Each pylon, as designed by Tonkin Zulaikha, is seven storeys high and capable of snuggling a sizeable refreshments kiosk between its feet without noticing it. Each carries a standard kit which includes some spectacular Barry Webb-designed special-events lighting, signage designed by Emery Vincent with inimitable graphic flair, and a translucent solar collector to render it selfsufficient. The plaza itself will be carried into its next design phase by Denton Corker Marshall, of Governor Phillip fame, while Hargreaves and team will refine the watery bits at the ends.
In terms of design attention per square inch, it rates highly. But the space itself still feels a little overbaked. Australia is a hot country. All the more reason, surely, to turn the fact to advantage with a huge shade structure like Skidmore Owings and Merrill’s wonderful Jedda Airport of a decade or so ago. There, thousands of white-clad pilgrims squat in the sand beneath a vast billowing roof, its dignity and theirs wholly unimpaired by the myriad jumbos plugged in like piglets around the perimeter.
Already the architects are talking of bringing more trees into the plaza. Perhaps in the ensuing stages of design development, the understandable reluctance to impede pedestrian flow may be tempered by a desire for comfort along the way.
The new Olympic Park Station, however, is formed around a single strong idea. Eschewing the obvious temptation to emulate the great stations of Victorian London, Ken Maher and Rod Uren pursued an idea which dramatised the horizontal as given.
The station was required to be a design of “international stature and a source of community pride”, a super-efficient conduit of humans and, as far as possible, naturally lit and ventilated. The line was underground, the land was flat.

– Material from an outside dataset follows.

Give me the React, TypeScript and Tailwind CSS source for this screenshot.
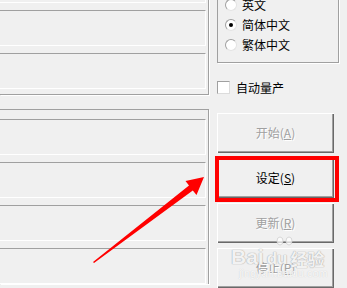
const fieldCls =
    "h-[36px] shrink-0 border-t border-r border-b border-t-[#a0a0a0] border-r-white border-b-white"

const Radio = ({label, checked}: { label: string; checked?: boolean }) => (
    <div className="flex items-center h-[20px] pl-[7px] gap-[5px]">
        <span
            className="w-[12px] h-[12px] rounded-full bg-white border border-t-[#a0a0a0] border-l-[#a0a0a0] border-r-[#e3e3e3] border-b-[#e3e3e3] flex items-center justify-center">
            {checked && <span className="w-[4px] h-[4px] rounded-full bg-black"></span>}
        </span>
        <span className="leading-none">{label}</span>
    </div>
)

const Btn = ({text, hot, active}: { text: string; hot: string; active?: boolean }) => (
    <div
        className={
            active
                ? "h-[40px] w-[117px] flex items-center justify-center bg-[#f0f0f0] text-black shadow-[inset_1px_1px_0_#fff,inset_-1px_-1px_0_#696969,inset_-2px_-2px_0_#a0a0a0]"
                : "h-[40px] w-[117px] flex items-center justify-center bg-[#f0f0f0] text-[#a0a0a0] [text-shadow:1px_1px_0_#fff] shadow-[inset_1px_1px_0_#fff,inset_-1px_-1px_0_#696969,inset_-2px_-2px_0_#a0a0a0]"
        }>
        <span className="leading-none">
            {text}(<span className="underline underline-offset-1">{hot}</span>)
        </span>
    </div>
)

export default function App() {
    return (
        <div
            className="relative w-[347px] h-[288px] overflow-hidden bg-[#f0f0f0] flex font-['Noto_Sans_CJK_SC','Liberation_Sans',sans-serif] text-[12px] text-black">
            {/* left fields */}
            <div className="w-[209px] shrink-0 flex flex-col">
                <div
                    className="-mt-[33px] w-[209px] border-r border-b border-[#a0a0a0] shadow-[1px_1px_0_#fff] pr-[2px] pb-[5px] flex flex-col gap-[7px]">
                    <div className={fieldCls}></div>
                    <div className={fieldCls}></div>
                    <div className={fieldCls}></div>
                </div>
                <div
                    className="mt-[14px] w-[209px] border-t border-r border-[#a0a0a0] shadow-[1px_1px_0_#fff] pr-[2px] pt-[9px] flex flex-col gap-[7px]">
                    <div className={fieldCls}></div>
                    <div className={fieldCls}></div>
                    <div className={fieldCls}></div>
                    <div className={fieldCls}></div>
                </div>
            </div>

            {/* right side */}
            <div className="flex-1 flex flex-col pl-[8px]">
                <div
                    className="-mt-[20px] w-[122px] h-[83px] border border-[#a0a0a0] shadow-[1px_1px_0_#fff] pt-[14px]">
                    <Radio label="英文"/>
                    <Radio label="简体中文" checked/>
                    <Radio label="繁体中文"/>
                </div>
                <div className="mt-[18px] flex items-center gap-[6px] h-[13px]">
                    <span
                        className="w-[13px] h-[13px] bg-white border border-t-[#a0a0a0] border-l-[#a0a0a0] border-r-[#dcdcdc] border-b-[#dcdcdc]"></span>
                    <span className="leading-none">自动量产</span>
                </div>
                <div className="mt-[19px] flex flex-col gap-[5px]">
                    <Btn text="开始" hot="A"/>
                    <Btn text="设定" hot="S" active/>
                    <Btn text="更新" hot="R"/>
                    <Btn text="停止" hot="P"/>
                </div>
            </div>

            {/* annotation: red box */}
            <div className="absolute left-[215px] top-[156px] w-[124px] h-[46px] border-4 border-[#ff0000]"></div>

            {/* annotation: arrow */}
            <svg className="absolute left-0 top-0" width="347" height="288" viewBox="0 0 347 288">
                <polygon
                    points="93,262 189,185.5 185.5,181 204,177 196.5,195 192.8,190.4 94,263"
                    fill="#ff0000"/>
            </svg>

            {/* watermark */}
            <div className="absolute left-[231px] top-[246px] text-white/85 pointer-events-none">
                <svg className="absolute left-[40px] top-[-14px]" width="28" height="16" viewBox="0 0 28 16">
                    <g fill="#ffffff" fillOpacity="0.7" stroke="#cfcfcf" strokeWidth="0.8">
                        <ellipse cx="9" cy="9" rx="3" ry="4"/>
                        <ellipse cx="18" cy="9" rx="3" ry="4"/>
                    </g>
                </svg>
                <div
                    className="flex items-end gap-[3px] font-['Liberation_Sans',sans-serif] font-bold text-[21px] leading-none [text-shadow:0_0_1px_#a8a8a8,0_0_1px_#a8a8a8]">
                    <span>Bai</span>
                    <span className="text-[17px]">du</span>
                    <span className="font-['Noto_Sans_CJK_SC',sans-serif] text-[17px]">经验</span>
                </div>
                <div
                    className="mt-[1px] ml-[8px] font-['Liberation_Sans',sans-serif] text-[11px] leading-none [text-shadow:0_0_1px_#c0c0c0]">jingyan.baidu.com
                </div>
            </div>
        </div>
    )
}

The idea that grew from these conditions was simply to treat the station as a depression in the earth’s surface rather than an underground chamber, with a big open roof hovering over.
And, due to the determination of the architects and the enlightenment of their clients, this is precisely what has eventuated. The base of the station, in the interests of the metaphor, are entirely concrete – stairs, platforms, columns, pavers, all expressing connectedness with earth. The roof, a vast folded plane comprising a series of glass-spined steel leaves, hovers, offers sun and rain protection but lets air flow freely through.
The hall is 22 metres (some six storeys) high, 200 metres long, and unmistakably directional. All stairs and escalators point like iron filings straight to the Olympics. A pair of timber-and-steel ticket booths sits at the mouth, but otherwise the great vaulted space is smoothly furniture-free, concentrating on the fluid dynamics of population flow.
This could become even a little too cool, perhaps. But the presence of real, moving air and even the occasional shaft of sunlight turns austerity into serenity. Ask yourself. How might Town Hall or Wynyard feel with a spot of fresh air in the belly of the beast?
As for the plaza, who knows? Perhaps backgammon will be the next Olympic sport.
Caption:
Two illus: The Olympic Plaza, with seven-storey pylons to commemorate the 23 Olympiads so far.The Olympic railway station … a single strong idea.